Spinney Remains On Ballot With 292 Valid Signatures
The municipal electoral board concluded its hearing Monday on the objections to Jennifer Spinney's candidate nomination signatures.
With just two signatures over the required minimum, Winnetka Trustee Jennifer Spinney's name will appear on the April 5 ballot.
At a hearing Monday night, the municipal electoral board -- Village President Jessica Tucker, Village Manager Rob Bahan and Trustee E. King Poor -- ruled on disputed signatures and addresses on Spinney's candidate filing petitions. The board ultimately determined 292 valid signatures on the petitions -- two more than the 290 required.
“What makes me happy is the residents here have the ability to have four people and choose three candidates,” Spinney said after the hearing.
Spinney, who is running independently, will be included with the three trustee candidates slated by the Winnetka Caucus: Richard Kates, Linda Pedian and Arthur Braun. Kates, an attorney, originally filed objections to 72 of Spinney's 314 signatures in December. After a review or "binder check" of the disputed signatures and addresses at the Cook County Clerk's office Jan. 11, 42 of her signatures were declared invalid and 27 valid, leaving her 17 signatures short of the 290 required. Both Kates and Spinney objected to most of those determinations, which were then up to the discretion of the municipal electoral board. Village Attorney Katherine Janega and Peter Coblentz, an associate village attorney, were also present Monday night.
During the five-hour hearing, the board heard arguments, considered evidence, heard testimony from two residents, and delivered rulings on each of the disputed lines. Tucker, Poor and Bahan overruled the clerk's determinations in all of the 19 cases where Spinney provided an affidavit.
"The signature is maybe not ideal but we have someone stating under oath that this is where they live," Poor said.
An Illinois statute (10 ILCS 5/7, 10-4) requires the signatures and addresses of registered voters to be written on the nominating petitions. Kates said he was surprised the board accepted some of the disputed signatures, regardless of the affidavits.
"I’m astounded when there’s all these attorneys up there and you don’t hear a word of what the statute is," Kates said.
In one case, the board accepted a signature accompanied by a telephone number instead of an address, overruling the clerk's office's determination that it was invalid.
"That’s why we have an affidavit here to cure that," Poor said. "I see this as no different if someone transposed the numbers on their street address. The fact that they put down their telephone number shouldn’t disenfranchise them."
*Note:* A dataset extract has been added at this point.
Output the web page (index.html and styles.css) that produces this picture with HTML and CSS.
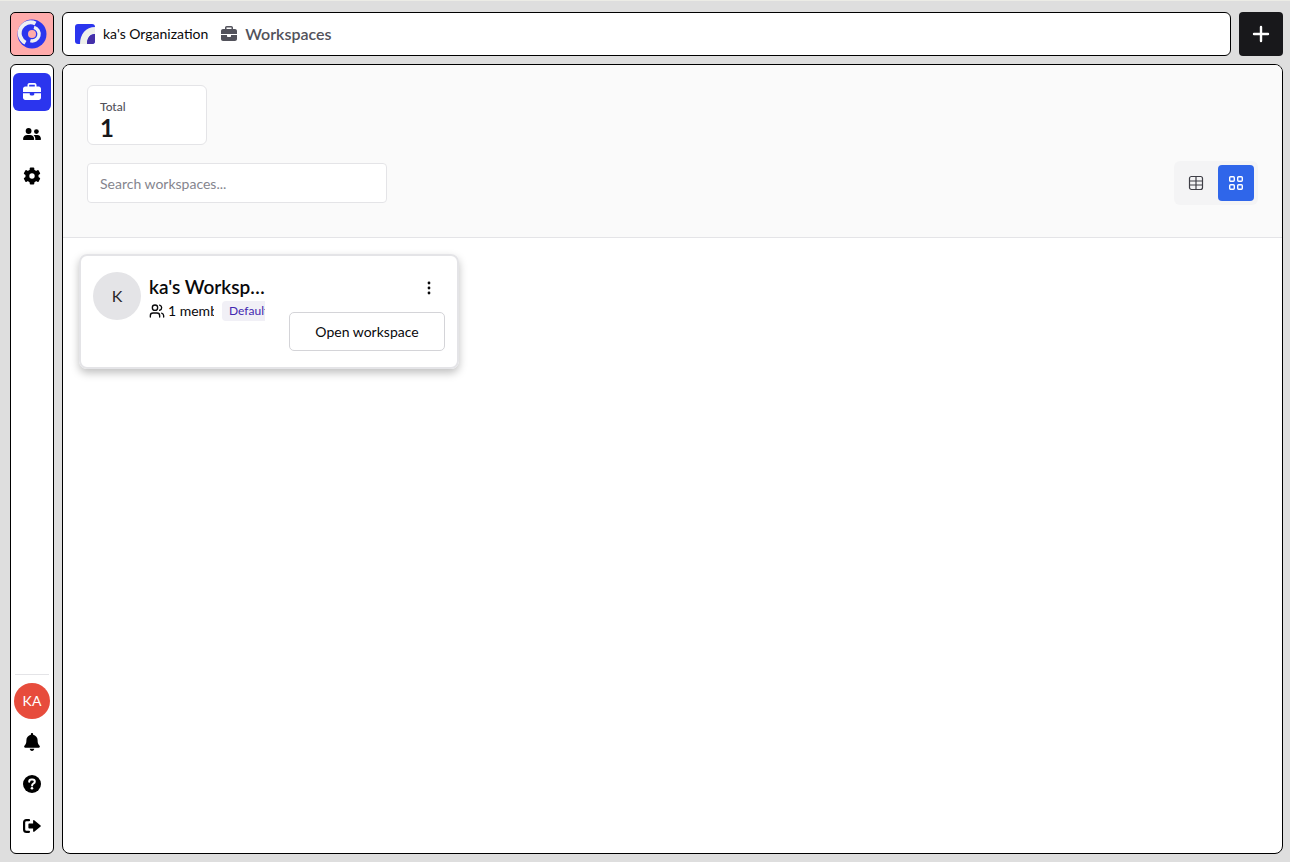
FILE: index.html
```html
<!DOCTYPE html>
<html lang="en">
<head>
    <meta charset="UTF-8">
    <meta name="viewport" content="width=device-width, initial-scale=1.0">
    <title>Workspaces</title>
    <link rel="stylesheet" href="styles.css">
</head>
<body>
    <a class="logo" href="#" aria-label="Home">
        <svg width="30" height="30" viewBox="0 0 30 30" fill="none">
            <circle cx="15" cy="15" r="14.5" fill="#2b35ee"/>
            <path d="M18.500 4.600A10.800 10.800 0 0 0 8.500 23.800" stroke="#eef0f4" stroke-width="4"/>
            <path d="M17 8.400a6.800 6.800 0 0 1-3.600 13.300" stroke="#eef0f4" stroke-width="3.400"/>
            <circle cx="15" cy="15" r="4" fill="#ffabab"/>
        </svg>
    </a>

    <header class="topbar">
        <svg width="20" height="20" viewBox="0 0 20 20">
            <rect width="20" height="20" rx="3" fill="#2b35ee"/>
            <path d="M5 20C5 10 11 3 20 3v7c-5 0-8 4-8 10z" fill="#eef0ea"/>
            <path d="M12 20c0-6 3-10 8-10v7a3 3 0 0 1-3 3z" fill="#4430a8"/>
        </svg>
        <a class="org-name" href="#">ka's Organization</a>
        <svg class="crumb-icon" width="16" height="16" viewBox="0 0 512 512" fill="currentColor">
            <path d="M184 48h144c4 0 8 4 8 8v40H176V56c0-4 4-8 8-8zM128 56v40H64c-35 0-64 29-64 64v96h512v-96c0-35-29-64-64-64h-64V56c0-31-25-56-56-56H184c-31 0-56 25-56 56zM512 288H320v32c0 18-14 32-32 32h-64c-18 0-32-14-32-32v-32H0v128c0 35 29 64 64 64h384c35 0 64-29 64-64z"/>
        </svg>
        <h1>Workspaces</h1>
    </header>

    <button class="add-button" type="button" aria-label="Add workspace">
        <svg width="18" height="18" viewBox="0 0 18 18" stroke="currentColor" stroke-width="2.4" stroke-linecap="round">
            <path d="M9 2v14M2 9h14"/>
        </svg>
    </button>

    <nav class="sidebar">
        <a class="nav-item active" href="#" aria-label="Workspaces">
            <svg width="18" height="18" viewBox="0 0 512 512" fill="currentColor">
                <path d="M184 48h144c4 0 8 4 8 8v40H176V56c0-4 4-8 8-8zM128 56v40H64c-35 0-64 29-64 64v96h512v-96c0-35-29-64-64-64h-64V56c0-31-25-56-56-56H184c-31 0-56 25-56 56zM512 288H320v32c0 18-14 32-32 32h-64c-18 0-32-14-32-32v-32H0v128c0 35 29 64 64 64h384c35 0 64-29 64-64z"/>
            </svg>
        </a>
        <a class="nav-item" href="#" aria-label="Members">
            <svg width="18" height="18" viewBox="0 0 18 18" fill="currentColor">
                <circle cx="5.6" cy="6" r="2.9"/>
                <circle cx="13.4" cy="6.6" r="2.4"/>
                <path d="M0 14.2C0 11.6 1.9 10 4.2 10H7c2.300 0 4.200 1.600 4.200 4.200 0 .5-.3.8-.8.8H.8c-.5 0-.8-.3-.8-.8z"/>
                <path d="M12.300 15c.3-1.900-.4-3.700-1.800-4.900.5-.1.900-.1 1.400-.1h2.400c2.100 0 3.700 1.600 3.700 4.200 0 .5-.3.8-.8.8z"/>
            </svg>
        </a>
        <a class="nav-item" href="#" aria-label="Settings">
            <svg width="18" height="18" viewBox="0 0 18 18">
                <g fill="currentColor">
                    <rect x="6.700" y="0.500" width="4.600" height="17" rx="1"/>
                    <rect x="6.700" y="0.500" width="4.600" height="17" rx="1" transform="rotate(60 9 9)"/>
                    <rect x="6.700" y="0.500" width="4.600" height="17" rx="1" transform="rotate(120 9 9)"/>
                    <circle cx="9" cy="9" r="6.600"/>
                </g>
                <circle cx="9" cy="9" r="2.700" fill="#fff"/>
            </svg>
        </a>

        <div class="sidebar-bottom">
            <button class="user-avatar" type="button">KA</button>
            <a class="nav-item" href="#" aria-label="Notifications">
                <svg width="18" height="18" viewBox="0 0 448 512" fill="currentColor">
                    <path d="M224 0c-18 0-32 14-32 32v19C119 66 64 131 64 208v19c0 47-17 92-48 127l-8 9c-8 9-10 23-5 34s16 19 29 19h384c13 0 24-8 29-19s3-25-5-34l-8-9c-31-35-48-80-48-127v-19c0-77-55-142-128-157V32c0-18-14-32-32-32zm45 493c12-12 19-28 19-45H160c0 17 7 33 19 45s28 19 45 19 33-7 45-19z"/>
                </svg>
            </a>
            <a class="nav-item" href="#" aria-label="Help">
                <svg width="18" height="18" viewBox="0 0 18 18" fill="none">
                    <circle cx="9" cy="9" r="9" fill="currentColor"/>
                    <path d="M6.200 6.700c0-1.300 1-2.200 2.300-2.200h1c1.300 0 2.300.9 2.300 2.200 0 1.800-2.700 1.900-2.700 3.700" stroke="#fff" stroke-width="2" stroke-linecap="round"/>
                    <circle cx="9" cy="13.200" r="1.300" fill="#fff"/>
                </svg>
            </a>
            <a class="nav-item" href="#" aria-label="Log out">
                <svg width="18" height="18" viewBox="0 0 18 18" fill="none">
                    <path d="M6 3.200H3.500C2.100 3.200 1.100 4.200 1.100 5.600v6.800c0 1.400 1 2.400 2.400 2.400H6" stroke="currentColor" stroke-width="2.200" stroke-linecap="round"/>
                    <path d="M11.200 3.300 17.600 8.500c.4.300.4.700 0 1l-6.400 5.200c-.5.4-1.100.1-1.100-.6V11.600H6.400c-.6 0-1-.4-1-1V7.400c0-.6.4-1 1-1h3.700V3.900c0-.7.6-1 1.100-.6z" fill="currentColor"/>
                </svg>
            </a>
        </div>
    </nav>

    <main class="panel">
        <section class="panel-header">
            <div class="stat">
                <span class="stat-label">Total</span>
                <strong class="stat-value">1</strong>
            </div>
            <div class="toolbar">
                <input class="search" type="text" placeholder="Search workspaces..." aria-label="Search workspaces">
                <div class="view-toggle">
                    <button type="button" aria-label="Table view">
                        <svg width="16" height="16" viewBox="0 0 16 16" fill="none" stroke="currentColor" stroke-width="1.200">
                            <rect x="1.500" y="1.500" width="13" height="13" rx="2"/>
                            <path d="M8 1.500v13M1.500 6h13M1.500 10h13"/>
                        </svg>
                    </button>
                    <button class="selected" type="button" aria-label="Grid view">
                        <svg width="16" height="16" viewBox="0 0 16 16" fill="none" stroke="currentColor" stroke-width="1.400">
                            <rect x="1.700" y="1.700" width="4.600" height="4.600" rx="1"/>
                            <rect x="9.700" y="1.700" width="4.600" height="4.600" rx="1"/>
                            <rect x="1.700" y="9.700" width="4.600" height="4.600" rx="1"/>
                            <rect x="9.700" y="9.700" width="4.600" height="4.600" rx="1"/>
                        </svg>
                    </button>
                </div>
            </div>
        </section>

        <section class="workspace-list">
            <article class="workspace-card">
                <div class="workspace-avatar">K</div>
                <div class="workspace-info">
                    <h2>ka's Workspace</h2>
                    <div class="workspace-meta">
                        <svg width="16" height="16" viewBox="0 0 24 24" fill="none" stroke="currentColor" stroke-width="2" stroke-linecap="round" stroke-linejoin="round">
                            <path d="M16 21v-2a4 4 0 0 0-4-4H6a4 4 0 0 0-4 4v2"/>
                            <circle cx="9" cy="7" r="4"/>
                            <path d="M22 21v-2a4 4 0 0 0-3-3.870M16 3.130a4 4 0 0 1 0 7.750"/>
                        </svg>
                        <span class="members">1 member</span>
                        <span class="badge">Default</span>
                    </div>
                </div>
                <div class="workspace-actions">
                    <button class="menu-button" type="button" aria-label="More options">
                        <svg width="16" height="16" viewBox="0 0 16 16" fill="currentColor">
                            <circle cx="8" cy="3" r="1.400"/>
                            <circle cx="8" cy="8" r="1.400"/>
                            <circle cx="8" cy="13" r="1.400"/>
                        </svg>
                    </button>
                    <button class="open-button" type="button">Open workspace</button>
                </div>
            </article>
        </section>
    </main>
</body>
</html>
```
FILE: styles.css
```css
* {
    box-sizing: border-box;
}
body {
    display: grid;
    grid-template-columns: 44px 1fr 44px;
    grid-template-rows: 44px 1fr;
    gap: 8px;
    min-height: 100vh;
    margin: 0;
    padding: 11px 7px 8px 10px;
    border-top: 1px solid #ecece6;
    background-color: #dedede;
    color: #09090b;
    font-family: Lato, sans-serif;
    font-size: 14px;
    line-height: 20px;
}
a {
    color: inherit;
    text-decoration: none;
}
button,
input {
    font: inherit;
    color: inherit;
}
button {
    display: flex;
    align-items: center;
    justify-content: center;
    padding: 0;
    border: none;
    background: none;
    cursor: pointer;
}
svg {
    display: block;
    flex-shrink: 0;
}
h1,
h2 {
    margin: 0;
}
.logo {
    display: flex;
    align-items: center;
    justify-content: center;
    border: 1px solid #000;
    border-radius: 5px;
    background-color: #ffabab;
}
.topbar {
    display: flex;
    align-items: center;
    padding: 0 12px;
    border: 1px solid #000;
    border-radius: 6px;
    background-color: #fff;
}
.org-name {
    margin-left: 8px;
}
.crumb-icon {
    margin: 0 8px 0 13px;
    color: #52525b;
}
.topbar h1 {
    color: #52525b;
    font-size: 16px;
    font-weight: 600;
}
.add-button {
    border-radius: 4px;
    background-color: #18181b;
    color: #fff;
}

/* Sidebar */
.sidebar {
    display: flex;
    flex-direction: column;
    align-items: center;
    gap: 4px;
    padding: 8px 2px;
    border: 1px solid #000;
    border-radius: 6px;
    background-color: #fff;
}
.nav-item {
    display: flex;
    align-items: center;
    justify-content: center;
    width: 38px;
    height: 38px;
    border-radius: 6px;
    color: #000;
}
.nav-item.active {
    background-color: #2b35ee;
    color: #fff;
}
.sidebar-bottom {
    display: flex;
    flex-direction: column;
    align-items: center;
    gap: 4px;
    margin-top: auto;
    padding-top: 8px;
    border-top: 1px solid #e4e4e7;
    width: 34px;
}
.user-avatar {
    width: 36px;
    height: 36px;
    border-radius: 50%;
    background-color: #e74c3c;
    color: #fff;
}

/* Main panel */
.panel {
    grid-column: 2 / 4;
    border: 1px solid #000;
    border-radius: 8px;
    background-color: #fff;
    overflow: hidden;
}
.panel-header {
    display: flex;
    flex-direction: column;
    gap: 16px;
    padding: 20px 24px 32px;
    border-bottom: 1px solid #e4e4e7;
    background-color: #fafafa;
}
.stat {
    display: flex;
    flex-direction: column;
    width: 120px;
    height: 60px;
    padding: 12px;
    border: 1px solid #e4e4e7;
    border-radius: 6px;
    background-color: #fff;
}
.stat-label {
    color: #52525b;
    font-size: 12px;
    font-weight: 500;
    line-height: 18px;
}
.stat-value {
    color: #18181b;
    font-size: 24px;
    line-height: 24px;
}
.toolbar {
    display: flex;
    align-items: center;
    justify-content: space-between;
}
.search {
    width: 300px;
    height: 40px;
    padding: 0 12px;
    border: 1px solid #e4e4e7;
    border-radius: 4px;
    background-color: #fff;
}
.search::placeholder {
    color: #85858e;
}
.view-toggle {
    display: flex;
    gap: 4px;
    padding: 4px;
    border-radius: 6px;
    background-color: #f4f4f5;
}
.view-toggle button {
    width: 36px;
    height: 36px;
    border-radius: 4px;
    color: #3f3f46;
}
.view-toggle .selected {
    background-color: #2f66ea;
    color: #fff;
}

/* Workspace cards */
.workspace-list {
    display: flex;
    flex-wrap: wrap;
    gap: 16px;
    padding: 16px;
}
.workspace-card {
    display: flex;
    align-items: flex-start;
    width: 380px;
    padding: 16px 12px;
    border: 2px solid #e4e4e7;
    border-radius: 8px;
    box-shadow: 0 4px 8px rgba(0, 0, 0, 0.25);
}
.workspace-avatar {
    display: flex;
    align-items: center;
    justify-content: center;
    flex-shrink: 0;
    width: 48px;
    height: 48px;
    margin-right: 8px;
    border-radius: 50%;
    background-color: #e4e4e7;
    color: #27272a;
    font-size: 16px;
}
.workspace-info {
    flex: 1;
    min-width: 0;
    margin-right: 24px;
    overflow: hidden;
}
.workspace-info h2 {
    overflow: hidden;
    font-size: 19px;
    font-weight: 600;
    line-height: 29px;
    text-overflow: ellipsis;
    white-space: nowrap;
}
.workspace-meta {
    display: flex;
    align-items: center;
    white-space: nowrap;
}
.members {
    flex-shrink: 0;
    width: 46px;
    margin: 0 8px 0 3px;
    overflow: hidden;
}
.badge {
    padding: 0 7px;
    border-radius: 4px;
    background-color: #f1f0f6;
    color: #4328b0;
    font-size: 12px;
}
.workspace-actions {
    display: flex;
    flex-direction: column;
    align-items: flex-end;
    gap: 8px;
}
.menu-button {
    width: 32px;
    height: 32px;
}
.open-button {
    width: 156px;
    height: 39px;
    border: 1px solid #d4d4d8;
    border-radius: 5px;
}
```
The board accepted signatures that the clerk's office denied when the handwriting could be misread.
“I have spent several hours looking at each of these and I can see why there’s an objection by the clerk's office," Poor said. "The handwriting is just illegible, some of these are practically chicken scratch. Maybe that’s a case for teaching better handwriting."
Kates said he felt the board determined whether the voters were "good fellows" rather than basing rulings on whether the signatures and addresses matched the records exactly.
“The affidavits don’t cure a telephone number when the address is supposed to be there," he said.
Kates declined to say whether he would pursue the matter further.